## WHAT IS ASKED
Select every line below containing the word "full".

──────── DATA SHOWN

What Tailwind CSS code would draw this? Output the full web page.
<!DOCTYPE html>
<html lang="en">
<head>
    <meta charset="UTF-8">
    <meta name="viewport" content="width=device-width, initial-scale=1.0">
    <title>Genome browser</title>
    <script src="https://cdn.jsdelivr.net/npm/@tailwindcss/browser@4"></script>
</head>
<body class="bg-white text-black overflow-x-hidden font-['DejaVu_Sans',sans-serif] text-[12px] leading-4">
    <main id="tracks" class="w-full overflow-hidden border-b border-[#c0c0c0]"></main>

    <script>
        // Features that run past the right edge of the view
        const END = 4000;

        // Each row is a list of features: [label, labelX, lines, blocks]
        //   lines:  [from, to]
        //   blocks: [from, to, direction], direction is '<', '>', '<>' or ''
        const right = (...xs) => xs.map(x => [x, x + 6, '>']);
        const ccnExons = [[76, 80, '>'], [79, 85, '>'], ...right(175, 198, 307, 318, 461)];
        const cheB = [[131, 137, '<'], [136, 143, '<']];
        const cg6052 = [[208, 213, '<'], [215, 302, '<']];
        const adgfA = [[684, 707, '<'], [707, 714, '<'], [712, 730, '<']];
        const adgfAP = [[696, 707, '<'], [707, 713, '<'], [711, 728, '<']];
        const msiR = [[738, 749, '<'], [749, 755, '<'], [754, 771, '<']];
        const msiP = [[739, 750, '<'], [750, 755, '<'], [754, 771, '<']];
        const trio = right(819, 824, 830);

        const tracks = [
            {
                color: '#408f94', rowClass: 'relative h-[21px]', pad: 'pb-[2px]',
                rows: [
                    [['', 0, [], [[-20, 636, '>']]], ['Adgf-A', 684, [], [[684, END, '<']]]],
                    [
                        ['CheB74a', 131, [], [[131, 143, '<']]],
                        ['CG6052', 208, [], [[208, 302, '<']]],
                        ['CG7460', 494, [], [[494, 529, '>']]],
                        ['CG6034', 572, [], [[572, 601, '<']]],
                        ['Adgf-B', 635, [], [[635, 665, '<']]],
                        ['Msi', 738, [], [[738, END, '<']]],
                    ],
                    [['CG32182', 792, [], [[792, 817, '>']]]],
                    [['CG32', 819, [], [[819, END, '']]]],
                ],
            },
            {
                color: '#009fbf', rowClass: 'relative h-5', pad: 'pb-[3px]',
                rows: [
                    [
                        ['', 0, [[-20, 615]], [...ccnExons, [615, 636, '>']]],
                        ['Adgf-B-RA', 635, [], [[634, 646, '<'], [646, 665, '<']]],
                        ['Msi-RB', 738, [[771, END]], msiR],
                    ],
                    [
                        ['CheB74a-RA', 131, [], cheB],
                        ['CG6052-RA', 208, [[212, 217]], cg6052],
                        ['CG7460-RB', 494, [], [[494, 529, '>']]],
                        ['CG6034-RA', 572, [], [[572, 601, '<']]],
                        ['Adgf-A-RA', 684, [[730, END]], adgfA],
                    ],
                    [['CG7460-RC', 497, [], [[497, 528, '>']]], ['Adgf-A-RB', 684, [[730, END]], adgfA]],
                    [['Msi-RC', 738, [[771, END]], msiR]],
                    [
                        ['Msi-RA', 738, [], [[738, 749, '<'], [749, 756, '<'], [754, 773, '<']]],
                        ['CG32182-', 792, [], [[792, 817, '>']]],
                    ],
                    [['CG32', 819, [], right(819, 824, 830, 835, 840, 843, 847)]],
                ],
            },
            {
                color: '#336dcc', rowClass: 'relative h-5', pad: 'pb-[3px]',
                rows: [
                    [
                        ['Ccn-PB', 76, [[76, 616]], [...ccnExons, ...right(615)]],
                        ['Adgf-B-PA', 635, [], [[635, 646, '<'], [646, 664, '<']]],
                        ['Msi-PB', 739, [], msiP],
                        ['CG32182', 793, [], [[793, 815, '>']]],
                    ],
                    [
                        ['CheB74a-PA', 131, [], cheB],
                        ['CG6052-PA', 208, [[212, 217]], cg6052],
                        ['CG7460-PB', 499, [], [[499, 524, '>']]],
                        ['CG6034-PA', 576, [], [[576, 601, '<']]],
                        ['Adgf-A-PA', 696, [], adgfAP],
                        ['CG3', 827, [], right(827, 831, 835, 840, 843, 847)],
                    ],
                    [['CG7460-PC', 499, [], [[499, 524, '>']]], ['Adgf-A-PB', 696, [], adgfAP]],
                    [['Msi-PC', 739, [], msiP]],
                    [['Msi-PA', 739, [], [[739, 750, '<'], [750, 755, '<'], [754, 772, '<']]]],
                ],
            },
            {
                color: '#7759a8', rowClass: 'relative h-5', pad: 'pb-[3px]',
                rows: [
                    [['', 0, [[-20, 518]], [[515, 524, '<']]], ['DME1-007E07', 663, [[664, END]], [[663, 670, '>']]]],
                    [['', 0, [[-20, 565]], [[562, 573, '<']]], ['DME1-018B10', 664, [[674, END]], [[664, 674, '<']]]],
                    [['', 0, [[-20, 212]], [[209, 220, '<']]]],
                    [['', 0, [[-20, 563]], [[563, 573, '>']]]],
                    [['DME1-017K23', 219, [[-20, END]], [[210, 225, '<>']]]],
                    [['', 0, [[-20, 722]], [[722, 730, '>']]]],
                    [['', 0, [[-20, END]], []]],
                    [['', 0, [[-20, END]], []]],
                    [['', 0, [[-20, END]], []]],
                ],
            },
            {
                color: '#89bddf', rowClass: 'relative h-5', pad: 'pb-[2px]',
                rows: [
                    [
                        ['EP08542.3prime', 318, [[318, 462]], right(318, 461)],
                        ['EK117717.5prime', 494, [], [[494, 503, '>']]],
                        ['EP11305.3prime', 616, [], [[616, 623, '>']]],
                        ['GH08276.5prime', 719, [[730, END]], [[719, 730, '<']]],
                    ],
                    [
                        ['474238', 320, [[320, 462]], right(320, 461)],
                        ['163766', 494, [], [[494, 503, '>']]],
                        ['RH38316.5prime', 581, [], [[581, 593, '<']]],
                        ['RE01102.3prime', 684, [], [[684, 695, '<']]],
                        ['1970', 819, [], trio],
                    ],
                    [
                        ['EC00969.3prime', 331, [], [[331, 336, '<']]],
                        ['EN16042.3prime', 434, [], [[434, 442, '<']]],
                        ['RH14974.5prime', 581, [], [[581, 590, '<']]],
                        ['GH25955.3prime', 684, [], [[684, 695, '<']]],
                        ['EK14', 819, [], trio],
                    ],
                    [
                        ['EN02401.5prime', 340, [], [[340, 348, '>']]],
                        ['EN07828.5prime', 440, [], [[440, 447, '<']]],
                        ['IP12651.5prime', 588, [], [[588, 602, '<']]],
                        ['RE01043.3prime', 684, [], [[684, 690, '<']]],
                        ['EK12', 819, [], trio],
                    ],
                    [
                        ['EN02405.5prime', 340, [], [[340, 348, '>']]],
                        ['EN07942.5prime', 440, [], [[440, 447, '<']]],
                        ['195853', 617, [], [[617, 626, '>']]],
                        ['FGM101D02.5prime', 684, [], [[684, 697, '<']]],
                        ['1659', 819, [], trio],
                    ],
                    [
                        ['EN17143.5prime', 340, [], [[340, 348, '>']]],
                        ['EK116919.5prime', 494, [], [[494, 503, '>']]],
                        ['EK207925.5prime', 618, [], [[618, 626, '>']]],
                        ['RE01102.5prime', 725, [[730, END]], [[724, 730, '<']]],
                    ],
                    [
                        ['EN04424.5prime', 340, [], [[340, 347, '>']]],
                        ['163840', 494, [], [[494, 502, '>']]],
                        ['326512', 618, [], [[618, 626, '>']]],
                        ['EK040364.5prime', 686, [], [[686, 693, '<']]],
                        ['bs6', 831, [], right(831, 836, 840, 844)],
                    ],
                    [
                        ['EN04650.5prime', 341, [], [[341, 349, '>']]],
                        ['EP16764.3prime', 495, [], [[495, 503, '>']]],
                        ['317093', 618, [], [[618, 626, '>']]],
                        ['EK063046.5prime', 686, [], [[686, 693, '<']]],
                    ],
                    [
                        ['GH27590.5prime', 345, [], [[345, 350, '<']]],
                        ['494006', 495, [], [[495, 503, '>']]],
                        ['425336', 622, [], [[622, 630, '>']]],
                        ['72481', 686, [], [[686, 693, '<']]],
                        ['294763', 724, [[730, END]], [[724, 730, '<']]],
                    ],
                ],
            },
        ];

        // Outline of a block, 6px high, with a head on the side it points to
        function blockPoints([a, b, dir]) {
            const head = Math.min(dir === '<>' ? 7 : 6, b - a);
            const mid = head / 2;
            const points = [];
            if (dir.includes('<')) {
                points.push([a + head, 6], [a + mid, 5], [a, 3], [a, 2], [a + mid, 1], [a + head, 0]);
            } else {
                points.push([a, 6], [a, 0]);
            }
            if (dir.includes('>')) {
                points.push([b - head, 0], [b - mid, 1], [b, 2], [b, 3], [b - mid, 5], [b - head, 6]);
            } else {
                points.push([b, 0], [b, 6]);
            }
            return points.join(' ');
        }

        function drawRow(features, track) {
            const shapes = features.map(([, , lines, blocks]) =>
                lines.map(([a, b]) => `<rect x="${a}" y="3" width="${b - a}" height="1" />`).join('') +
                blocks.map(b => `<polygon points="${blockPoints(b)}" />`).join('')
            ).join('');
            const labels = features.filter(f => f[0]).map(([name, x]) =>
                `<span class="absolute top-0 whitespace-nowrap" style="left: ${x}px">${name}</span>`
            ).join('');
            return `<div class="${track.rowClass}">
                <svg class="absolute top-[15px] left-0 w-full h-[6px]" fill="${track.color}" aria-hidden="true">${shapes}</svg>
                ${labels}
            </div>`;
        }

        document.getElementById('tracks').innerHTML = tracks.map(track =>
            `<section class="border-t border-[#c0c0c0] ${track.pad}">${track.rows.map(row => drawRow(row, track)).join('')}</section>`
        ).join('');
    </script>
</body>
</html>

────────────────

## FINISHED ANSWER
What Tailwind CSS code would draw this? Output the full web page.
    <main id="tracks" class="w-full overflow-hidden border-b border-[#c0c0c0]"></main>
                <svg class="absolute top-[15px] left-0 w-full h-[6px]" fill="${track.color}" aria-hidden="true">${shapes}</svg>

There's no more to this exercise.